Q: Fair or unfair, you only had one season as a head coach. Do you aspire to become a head coach again?
A: Some day, but that some day is not today. I'm not sure which job I enjoy more. I enjoy both differently. I really enjoy being an offensive coordinator. I want to be the best offensive coordinator that I can possibly be. Some coordinator jobs in this league are better than head coaching jobs. There are some head coaching job that are probably better than coordinator jobs, but not every head coaching job in this league is better than an offensive coordinator's job for the Baltimore Ravens. I believe I'm coaching in the finest organization in football, and I mean that sincerely. There are a lot of good ones, but being a coordinator in this program is one of the top jobs in the National Football League. And in no way am I silly enough at this point to think that there's a head coaching job that is necessarily better. I know what we're doing, I know what we're trying to do, and there's no doubt in my mind that we'll get the job done here. And I want to be a part of it.

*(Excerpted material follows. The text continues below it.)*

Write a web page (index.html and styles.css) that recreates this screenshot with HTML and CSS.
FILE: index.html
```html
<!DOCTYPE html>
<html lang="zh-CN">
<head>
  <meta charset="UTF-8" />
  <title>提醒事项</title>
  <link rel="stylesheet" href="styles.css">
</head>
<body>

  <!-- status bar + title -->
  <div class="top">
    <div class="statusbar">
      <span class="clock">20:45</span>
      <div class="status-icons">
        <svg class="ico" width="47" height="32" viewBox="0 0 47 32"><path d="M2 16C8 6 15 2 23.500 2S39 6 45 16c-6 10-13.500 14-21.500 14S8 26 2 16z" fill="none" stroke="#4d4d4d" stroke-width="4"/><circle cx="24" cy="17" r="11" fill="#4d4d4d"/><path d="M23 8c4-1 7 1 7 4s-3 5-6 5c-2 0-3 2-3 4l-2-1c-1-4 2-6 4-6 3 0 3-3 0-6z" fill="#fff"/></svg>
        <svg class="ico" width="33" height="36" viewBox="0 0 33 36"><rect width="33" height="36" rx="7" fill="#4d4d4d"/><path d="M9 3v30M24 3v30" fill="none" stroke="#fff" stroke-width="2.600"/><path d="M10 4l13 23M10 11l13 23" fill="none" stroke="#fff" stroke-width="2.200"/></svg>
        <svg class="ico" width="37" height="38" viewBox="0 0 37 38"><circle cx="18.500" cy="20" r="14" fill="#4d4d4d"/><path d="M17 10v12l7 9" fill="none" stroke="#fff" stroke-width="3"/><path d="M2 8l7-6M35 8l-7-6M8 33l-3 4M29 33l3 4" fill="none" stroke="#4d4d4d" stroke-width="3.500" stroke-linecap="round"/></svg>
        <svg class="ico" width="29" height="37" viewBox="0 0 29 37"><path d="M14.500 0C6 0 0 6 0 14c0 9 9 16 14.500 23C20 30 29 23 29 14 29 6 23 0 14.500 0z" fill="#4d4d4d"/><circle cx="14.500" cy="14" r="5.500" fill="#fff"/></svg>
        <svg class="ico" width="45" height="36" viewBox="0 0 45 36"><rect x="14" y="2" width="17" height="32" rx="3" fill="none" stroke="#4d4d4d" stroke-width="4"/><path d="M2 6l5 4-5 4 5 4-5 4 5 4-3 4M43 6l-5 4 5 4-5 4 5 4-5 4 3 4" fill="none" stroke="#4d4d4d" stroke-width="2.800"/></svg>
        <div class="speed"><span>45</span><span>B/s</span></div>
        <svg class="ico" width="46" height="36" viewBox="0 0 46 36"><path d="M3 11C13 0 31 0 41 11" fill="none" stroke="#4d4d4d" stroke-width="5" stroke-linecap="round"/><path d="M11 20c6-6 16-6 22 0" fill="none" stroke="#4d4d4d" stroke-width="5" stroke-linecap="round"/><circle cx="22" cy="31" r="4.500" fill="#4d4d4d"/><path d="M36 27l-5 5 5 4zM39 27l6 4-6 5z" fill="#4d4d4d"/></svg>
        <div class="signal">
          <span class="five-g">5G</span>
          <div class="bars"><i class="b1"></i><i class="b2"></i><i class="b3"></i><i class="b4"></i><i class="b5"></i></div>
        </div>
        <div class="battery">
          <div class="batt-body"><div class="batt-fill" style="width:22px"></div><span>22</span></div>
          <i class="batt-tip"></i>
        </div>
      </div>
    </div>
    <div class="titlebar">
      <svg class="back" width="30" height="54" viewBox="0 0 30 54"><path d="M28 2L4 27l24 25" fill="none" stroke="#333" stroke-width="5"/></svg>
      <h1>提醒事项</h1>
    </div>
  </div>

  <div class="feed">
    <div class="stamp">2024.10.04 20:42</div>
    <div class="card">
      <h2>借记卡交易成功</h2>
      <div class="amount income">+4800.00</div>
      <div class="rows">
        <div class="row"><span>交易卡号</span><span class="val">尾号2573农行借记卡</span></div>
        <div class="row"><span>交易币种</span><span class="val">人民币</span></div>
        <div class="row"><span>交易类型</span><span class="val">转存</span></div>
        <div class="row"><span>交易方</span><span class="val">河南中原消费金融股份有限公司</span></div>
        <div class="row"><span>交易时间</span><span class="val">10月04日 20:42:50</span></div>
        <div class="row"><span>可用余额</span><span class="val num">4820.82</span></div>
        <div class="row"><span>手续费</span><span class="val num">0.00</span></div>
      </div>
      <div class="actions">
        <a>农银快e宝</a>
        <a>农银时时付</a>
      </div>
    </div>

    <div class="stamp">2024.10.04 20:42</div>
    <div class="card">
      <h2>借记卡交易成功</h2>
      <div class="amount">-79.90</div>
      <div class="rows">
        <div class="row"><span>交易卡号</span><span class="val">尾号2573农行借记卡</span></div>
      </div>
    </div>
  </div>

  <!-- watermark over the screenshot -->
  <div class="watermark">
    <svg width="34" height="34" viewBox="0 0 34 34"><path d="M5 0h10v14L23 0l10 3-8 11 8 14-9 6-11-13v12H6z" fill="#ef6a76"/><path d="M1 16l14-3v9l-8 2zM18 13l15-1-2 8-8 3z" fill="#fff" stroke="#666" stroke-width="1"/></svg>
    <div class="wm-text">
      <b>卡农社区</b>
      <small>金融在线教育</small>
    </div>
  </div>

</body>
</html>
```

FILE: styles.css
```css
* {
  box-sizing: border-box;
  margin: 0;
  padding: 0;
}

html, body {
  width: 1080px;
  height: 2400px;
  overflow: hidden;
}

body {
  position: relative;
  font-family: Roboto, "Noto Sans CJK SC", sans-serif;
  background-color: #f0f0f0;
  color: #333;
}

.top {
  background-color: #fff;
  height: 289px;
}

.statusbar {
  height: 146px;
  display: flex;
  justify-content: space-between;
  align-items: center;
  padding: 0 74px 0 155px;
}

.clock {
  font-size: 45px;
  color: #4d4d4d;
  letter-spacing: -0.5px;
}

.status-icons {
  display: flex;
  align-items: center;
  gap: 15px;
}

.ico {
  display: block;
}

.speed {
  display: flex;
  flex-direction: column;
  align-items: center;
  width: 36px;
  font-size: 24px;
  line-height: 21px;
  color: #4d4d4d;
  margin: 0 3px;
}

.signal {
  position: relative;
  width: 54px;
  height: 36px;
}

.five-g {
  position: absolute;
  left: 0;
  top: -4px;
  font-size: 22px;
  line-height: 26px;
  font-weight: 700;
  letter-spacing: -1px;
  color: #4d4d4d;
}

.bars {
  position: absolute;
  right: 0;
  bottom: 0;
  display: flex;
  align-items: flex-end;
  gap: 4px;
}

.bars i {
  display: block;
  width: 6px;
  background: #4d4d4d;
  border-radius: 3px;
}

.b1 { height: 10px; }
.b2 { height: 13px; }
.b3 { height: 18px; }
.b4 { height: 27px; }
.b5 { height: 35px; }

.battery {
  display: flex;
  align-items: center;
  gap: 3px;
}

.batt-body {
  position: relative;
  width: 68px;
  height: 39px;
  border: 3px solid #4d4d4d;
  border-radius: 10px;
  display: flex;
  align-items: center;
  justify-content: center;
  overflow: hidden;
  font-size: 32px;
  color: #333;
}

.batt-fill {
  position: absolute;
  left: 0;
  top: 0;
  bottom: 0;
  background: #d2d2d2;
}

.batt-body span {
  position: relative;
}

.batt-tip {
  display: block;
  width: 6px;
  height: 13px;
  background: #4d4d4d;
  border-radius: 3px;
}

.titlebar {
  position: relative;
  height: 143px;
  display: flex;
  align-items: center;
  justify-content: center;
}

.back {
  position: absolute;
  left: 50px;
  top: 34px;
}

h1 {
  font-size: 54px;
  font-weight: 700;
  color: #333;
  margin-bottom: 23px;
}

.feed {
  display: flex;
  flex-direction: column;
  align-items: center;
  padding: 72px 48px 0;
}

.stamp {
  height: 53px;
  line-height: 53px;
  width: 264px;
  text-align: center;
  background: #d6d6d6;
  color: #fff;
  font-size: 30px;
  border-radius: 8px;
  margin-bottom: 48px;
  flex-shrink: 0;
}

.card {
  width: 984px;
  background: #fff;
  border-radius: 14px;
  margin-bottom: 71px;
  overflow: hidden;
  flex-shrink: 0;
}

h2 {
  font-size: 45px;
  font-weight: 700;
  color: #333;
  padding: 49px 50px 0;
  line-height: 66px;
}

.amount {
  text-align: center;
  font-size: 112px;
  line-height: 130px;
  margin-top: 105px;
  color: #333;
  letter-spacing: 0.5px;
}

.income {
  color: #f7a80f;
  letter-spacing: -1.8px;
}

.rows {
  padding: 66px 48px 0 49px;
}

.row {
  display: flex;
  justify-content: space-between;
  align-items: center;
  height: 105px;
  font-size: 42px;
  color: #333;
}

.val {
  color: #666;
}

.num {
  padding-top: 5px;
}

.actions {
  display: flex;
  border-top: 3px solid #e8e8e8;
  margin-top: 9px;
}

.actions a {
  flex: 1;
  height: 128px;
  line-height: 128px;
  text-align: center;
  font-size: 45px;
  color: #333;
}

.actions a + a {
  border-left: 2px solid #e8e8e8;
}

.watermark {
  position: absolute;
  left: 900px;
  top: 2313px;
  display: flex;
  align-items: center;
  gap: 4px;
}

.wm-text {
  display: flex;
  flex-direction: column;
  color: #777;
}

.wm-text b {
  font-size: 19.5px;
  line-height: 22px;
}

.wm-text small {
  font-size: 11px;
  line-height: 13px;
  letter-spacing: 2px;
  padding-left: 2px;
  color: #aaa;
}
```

Q: Who is the toughest defensive coordinator you've faced in the NFL?
A: There have been a lot of great defensive coordinators over the years. Going against New England is tough. Pittsburgh. But if you said I could only pick one, there's five or six that are really close, but I would have to say — I've gone against Buddy Ryan, I've gone against Rex and Rob, but I don't think anybody would fault me with this choice — Jim Johnson [the late Philadelphia Eagles defensive coordinator]. He's one of the great coordinators in the history of this league.
Q: Why Jim Johnson?
A: Some guys can disguise, but they can't attack. Some guys can attack, but they can't disguise. He could disguise and attack, and those are the defenses that give you problems. The teams that can disguise their intentions and attack are the ones that are the most difficult.